2. Become A Specialist
When a company tries to do too many things, it risks stretching itself too thin. This is a major reason why business owners should consider getting strategic with their approach. For instance, Steve Jobs returned to Apple in 1996 and cut down the product line from 350 to only 10 products, removing several projects including the popular Newton that led to $100 million in expenses. Just after a few years, Apple became a specialist in the iPhone, which was the turning point in the company’s history.
So, if a small cookie business is failing because there’s too much competition, it can try niching down to gain a competitive edge. For instance, it can only target shoppers who are looking for cookies on special occasions, such as weddings. Another thing it can do is offer a subscription-based service where it delivers cookies weekly or bi-weekly to customers. Identify where the gap in your target market is and put deep thought into how you can stand out.
3. Get People Involved
Employees are a company’s most important assets.

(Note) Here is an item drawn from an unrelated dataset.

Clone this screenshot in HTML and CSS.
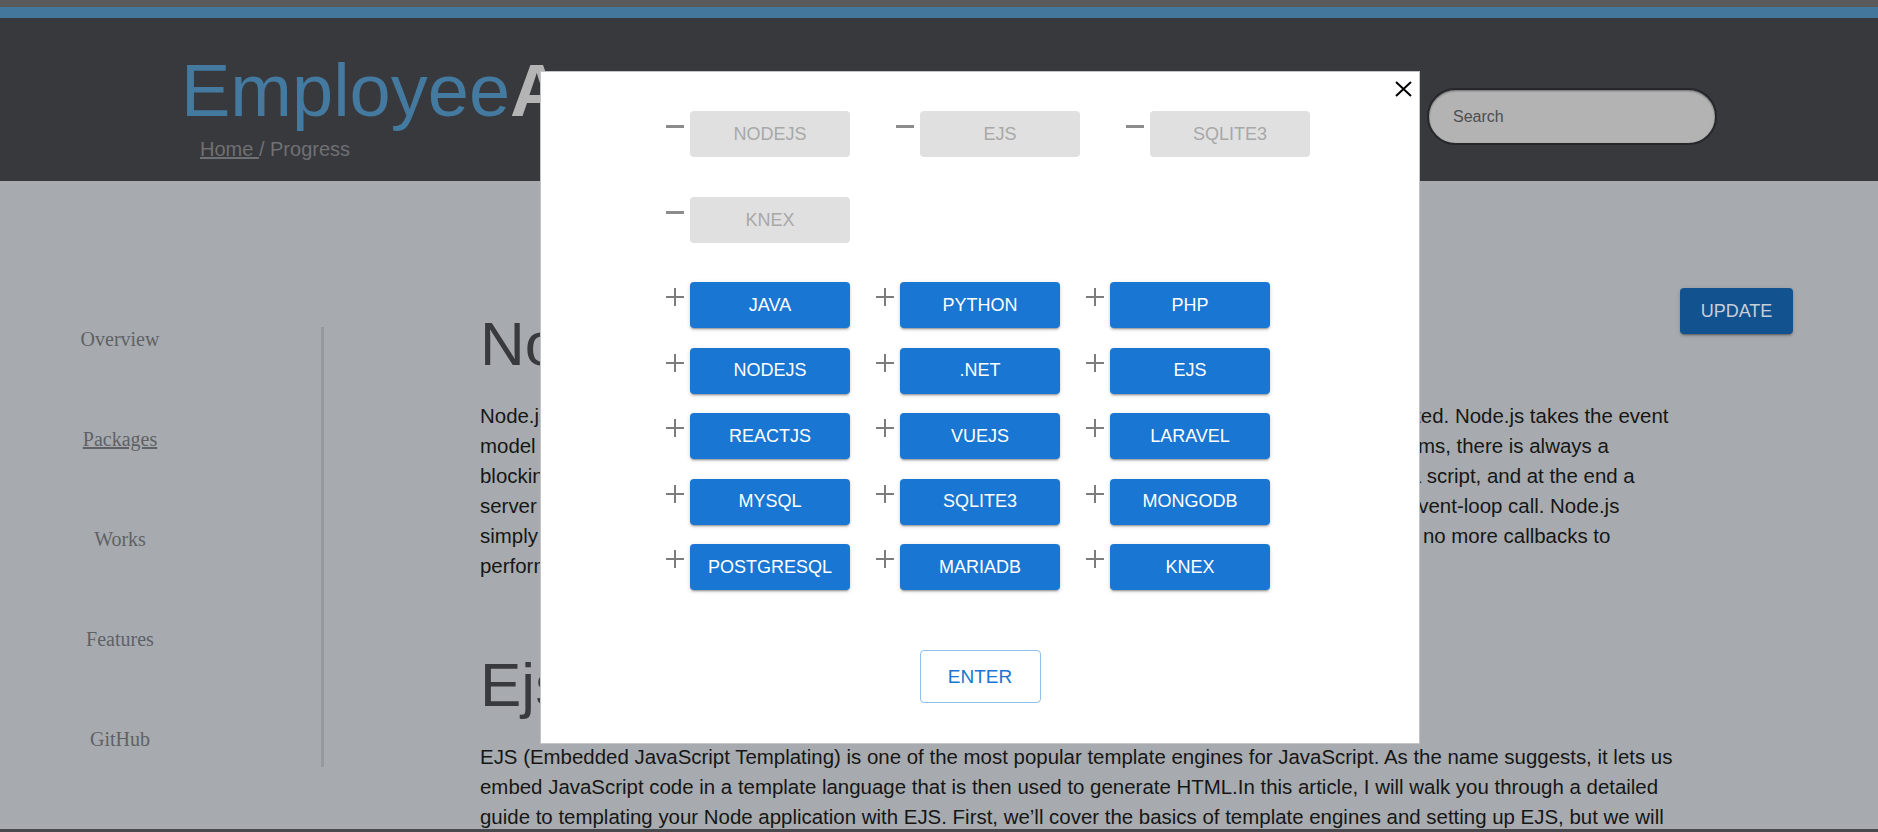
FILE: index.html
```html
<!DOCTYPE html>
<html lang="en">
<head>
<meta charset="utf-8">
<title>EmployeeApp - Progress</title>
<link rel="stylesheet" href="styles.css">
</head>
<body>
<div class="topbar"></div>
<div class="accent"></div>
<header class="header">
  <div class="brand">
    <h1 class="logo"><span class="logo-main">Employee</span><span class="logo-accent">App</span></h1>
    <div class="crumbs"><a class="crumb-link" href="#">Home </a>/ Progress</div>
  </div>
  <div class="search"><input class="search-input" type="text" placeholder="Search"></div>
</header>
<main class="main">
  <aside class="sidebar">
    <nav class="nav">
      <a class="nav-item" href="#">Overview</a>
      <a class="nav-item nav-current" href="#">Packages</a>
      <a class="nav-item" href="#">Works</a>
      <a class="nav-item" href="#">Features</a>
      <a class="nav-item" href="#">GitHub</a>
    </nav>
  </aside>
  <section class="content">
    <h2 class="title">NodeJS</h2>
    <p class="text">Node.js is similar in design to, and influenced by, systems like Ruby's Event Machine and Python's Twisted. Node.js takes the event model a bit further. It presents an event loop as a runtime construct instead of as a library. In other systems, there is always a blocking call to start the event-loop. Typically, behavior is defined through callbacks at the beginning of a script, and at the end a server is started through a blocking call like EventMachine::run(). In Node.js, there is no such start-the-event-loop call. Node.js simply enters the event loop after executing the input script. Node.js exits the event loop when there are no more callbacks to perform.</p>
    <h2 class="title">Ejs</h2>
    <p class="text">EJS (Embedded JavaScript Templating) is one of the most popular template engines for JavaScript. As the name suggests, it lets us embed JavaScript code in a template language that is then used to generate HTML.In this article, I will walk you through a detailed guide to templating your Node application with EJS. First, we’ll cover the basics of template engines and setting up EJS, but we will move on to a more advanced guide to using EJS in your Node apps.</p>
  </section>
  <div class="side-actions">
    <button class="update">UPDATE</button>
  </div>
</main>
<footer class="footer"></footer>

<div class="modal">
  <button class="close" aria-label="close">
    <svg width="17" height="16" viewBox="0 0 17 16"><path d="M1 1 L16 15 M16 1 L1 15" stroke="#000" stroke-width="2" fill="none"/></svg>
  </button>
  <div class="chosen">
    <div class="chosen-item"><span class="minus"></span><span class="chip">NODEJS</span></div>
    <div class="chosen-item"><span class="minus"></span><span class="chip">EJS</span></div>
    <div class="chosen-item"><span class="minus"></span><span class="chip">SQLITE3</span></div>
    <div class="chosen-item"><span class="minus"></span><span class="chip">KNEX</span></div>
  </div>
  <div class="options">
    <div class="option"><svg class="plus" width="18" height="18" viewBox="0 0 18 18"><path d="M9 0 V18 M0 9 H18" stroke="#7c7c7c" stroke-width="2"/></svg><button class="pkg">JAVA</button></div>
    <div class="option"><svg class="plus" width="18" height="18" viewBox="0 0 18 18"><path d="M9 0 V18 M0 9 H18" stroke="#7c7c7c" stroke-width="2"/></svg><button class="pkg">PYTHON</button></div>
    <div class="option"><svg class="plus" width="18" height="18" viewBox="0 0 18 18"><path d="M9 0 V18 M0 9 H18" stroke="#7c7c7c" stroke-width="2"/></svg><button class="pkg">PHP</button></div>
    <div class="option"><svg class="plus" width="18" height="18" viewBox="0 0 18 18"><path d="M9 0 V18 M0 9 H18" stroke="#7c7c7c" stroke-width="2"/></svg><button class="pkg">NODEJS</button></div>
    <div class="option"><svg class="plus" width="18" height="18" viewBox="0 0 18 18"><path d="M9 0 V18 M0 9 H18" stroke="#7c7c7c" stroke-width="2"/></svg><button class="pkg">.NET</button></div>
    <div class="option"><svg class="plus" width="18" height="18" viewBox="0 0 18 18"><path d="M9 0 V18 M0 9 H18" stroke="#7c7c7c" stroke-width="2"/></svg><button class="pkg">EJS</button></div>
    <div class="option"><svg class="plus" width="18" height="18" viewBox="0 0 18 18"><path d="M9 0 V18 M0 9 H18" stroke="#7c7c7c" stroke-width="2"/></svg><button class="pkg">REACTJS</button></div>
    <div class="option"><svg class="plus" width="18" height="18" viewBox="0 0 18 18"><path d="M9 0 V18 M0 9 H18" stroke="#7c7c7c" stroke-width="2"/></svg><button class="pkg">VUEJS</button></div>
    <div class="option"><svg class="plus" width="18" height="18" viewBox="0 0 18 18"><path d="M9 0 V18 M0 9 H18" stroke="#7c7c7c" stroke-width="2"/></svg><button class="pkg">LARAVEL</button></div>
    <div class="option"><svg class="plus" width="18" height="18" viewBox="0 0 18 18"><path d="M9 0 V18 M0 9 H18" stroke="#7c7c7c" stroke-width="2"/></svg><button class="pkg">MYSQL</button></div>
    <div class="option"><svg class="plus" width="18" height="18" viewBox="0 0 18 18"><path d="M9 0 V18 M0 9 H18" stroke="#7c7c7c" stroke-width="2"/></svg><button class="pkg">SQLITE3</button></div>
    <div class="option"><svg class="plus" width="18" height="18" viewBox="0 0 18 18"><path d="M9 0 V18 M0 9 H18" stroke="#7c7c7c" stroke-width="2"/></svg><button class="pkg">MONGODB</button></div>
    <div class="option"><svg class="plus" width="18" height="18" viewBox="0 0 18 18"><path d="M9 0 V18 M0 9 H18" stroke="#7c7c7c" stroke-width="2"/></svg><button class="pkg">POSTGRESQL</button></div>
    <div class="option"><svg class="plus" width="18" height="18" viewBox="0 0 18 18"><path d="M9 0 V18 M0 9 H18" stroke="#7c7c7c" stroke-width="2"/></svg><button class="pkg">MARIADB</button></div>
    <div class="option"><svg class="plus" width="18" height="18" viewBox="0 0 18 18"><path d="M9 0 V18 M0 9 H18" stroke="#7c7c7c" stroke-width="2"/></svg><button class="pkg">KNEX</button></div>
  </div>
  <div class="actions"><button class="enter">ENTER</button></div>
</div>
</body>
</html>
```
FILE: styles.css
```css
html, body {
  margin: 0;
  padding: 0;
  overflow: hidden;
}
body {
  background: #a7abaf;
  font-family: "Liberation Sans", Arial, sans-serif;
  color: #1a1a1a;
}
.topbar {
  height: 7px;
  background: #5a5a5a;
}
.accent {
  height: 11px;
  background: #44779c;
}
.header {
  height: 163px;
  box-sizing: border-box;
  background: #38393d;
  display: flex;
  justify-content: space-between;
  align-items: flex-start;
  padding: 36px 161px 0 181px;
}
.logo {
  margin: 0;
  font-size: 74px;
  line-height: 74px;
  font-weight: normal;
}
.logo-main {
  color: #4479a0;
}
.logo-accent {
  color: #b4b4b4;
  font-weight: bold;
}
.crumbs {
  margin: 9px 0 0 19px;
  font-size: 20px;
  line-height: 24px;
  color: #6f7074;
}
.crumb-link {
  color: #6f7074;
  text-decoration: underline;
}
.search {
  margin-top: 34px;
}
.search-input {
  box-sizing: border-box;
  width: 290px;
  height: 57px;
  border-radius: 29px;
  border: 2px solid #26272a;
  background: #b3b3b3;
  box-shadow: inset 0 1px 2px rgba(0,0,0,0.4);
  padding: 0 0 0 24px;
  font-family: "Liberation Sans", Arial, sans-serif;
  font-size: 16px;
  color: #4a4a4a;
  outline: none;
}
.search-input::placeholder {
  color: #4d4e50;
}
.main {
  display: flex;
  align-items: flex-start;
  height: 648px;
  overflow: hidden;
}
.sidebar {
  width: 321px;
  margin-top: 146px;
  height: 440px;
  border-right: 3px solid #96999d;
}
.nav {
  width: 240px;
  display: flex;
  flex-direction: column;
  align-items: center;
  gap: 76px;
}
.nav-item {
  font-family: "Liberation Serif", "Times New Roman", serif;
  font-size: 20px;
  line-height: 24px;
  color: #5f6165;
  text-decoration: none;
}
.nav-current {
  text-decoration: underline;
}
.content {
  width: 1200px;
  margin: 127px 0 0 156px;
}
.title {
  margin: 0 0 22px;
  font-size: 62px;
  line-height: 71px;
  font-weight: normal;
  color: #393a3e;
}
.text {
  margin: 0 0 68px;
  font-size: 20.45px;
  line-height: 30px;
  color: #161616;
}
.side-actions {
  margin-top: 107px;
}
.update {
  width: 113px;
  height: 46px;
  border: none;
  border-radius: 4px;
  background: #12528e;
  color: #c6cfda;
  font-family: "Liberation Sans", Arial, sans-serif;
  font-size: 18px;
  box-shadow: 0 3px 1px -2px rgba(0,0,0,0.2), 0 2px 2px rgba(0,0,0,0.14), 0 1px 5px rgba(0,0,0,0.12);
}
.footer {
  height: 40px;
  background: #48494d;
}
.modal {
  position: fixed;
  left: 540px;
  top: 71px;
  width: 880px;
  height: 673px;
  box-sizing: border-box;
  background: #fff;
  border: 1px solid #c4c4c4;
  padding: 39px 0 0 0;
}
.close {
  position: absolute;
  top: 9px;
  right: 7px;
  padding: 0;
  border: none;
  background: transparent;
  width: 17px;
  height: 16px;
  display: block;
}
.close svg {
  display: block;
}
.chosen {
  margin-left: 125px;
  display: grid;
  grid-template-columns: repeat(3, 184px);
  column-gap: 46px;
  row-gap: 40px;
}
.chosen-item {
  display: flex;
  align-items: flex-start;
  gap: 6px;
}
.minus {
  width: 18px;
  height: 3px;
  margin-top: 14px;
  background: #8c8c8c;
}
.chip {
  width: 160px;
  height: 46px;
  border-radius: 4px;
  background: #e0e0e0;
  color: #a8a8a8;
  font-size: 18px;
  display: flex;
  align-items: center;
  justify-content: center;
}
.options {
  margin: 39px 0 0 125px;
  display: grid;
  grid-template-columns: repeat(3, 184px);
  column-gap: 26px;
  row-gap: 19.5px;
}
.option {
  display: flex;
  align-items: flex-start;
  gap: 6px;
}
.plus {
  display: block;
  margin-top: 6px;
  flex: none;
}
.pkg {
  width: 160px;
  height: 46px;
  border: none;
  border-radius: 4px;
  background: #1976d2;
  color: #fff;
  font-family: "Liberation Sans", Arial, sans-serif;
  font-size: 18px;
  padding: 0;
  box-shadow: 0 3px 1px -2px rgba(0,0,0,0.2), 0 2px 2px rgba(0,0,0,0.14), 0 1px 5px rgba(0,0,0,0.12);
}
.actions {
  margin-top: 60px;
  display: flex;
  justify-content: center;
}
.enter {
  width: 121px;
  height: 53px;
  border: 1px solid #90bfec;
  border-radius: 4px;
  background: #fff;
  color: #1976d2;
  font-family: "Liberation Sans", Arial, sans-serif;
  font-size: 19px;
  padding: 0;
}
```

When a business is failing, it should re-evaluate not only its strategy but those who are responsible for execution. If needed, replace workers who are slowing down business with personnel who are passionate about the company’s mission statement.
In that same vein, business leaders and executives should let go of their pride and follow in the footsteps of successful top CEOs who admit their faults and display genuine compassion to help re-boost and re-build their corporations. When business leaders are willing to change for the betterment of their company, employees follow.
If the ship is sinking, take the time to assess your business’s situation, and evaluate all the potential changes that can be made towards a new outcome. Whether it is a simple reallocation of budget towards improving the business’s online presence, or a radical pivot to serve a specialized niche in your field, consider all the possible options that can make the most positive impact for your company.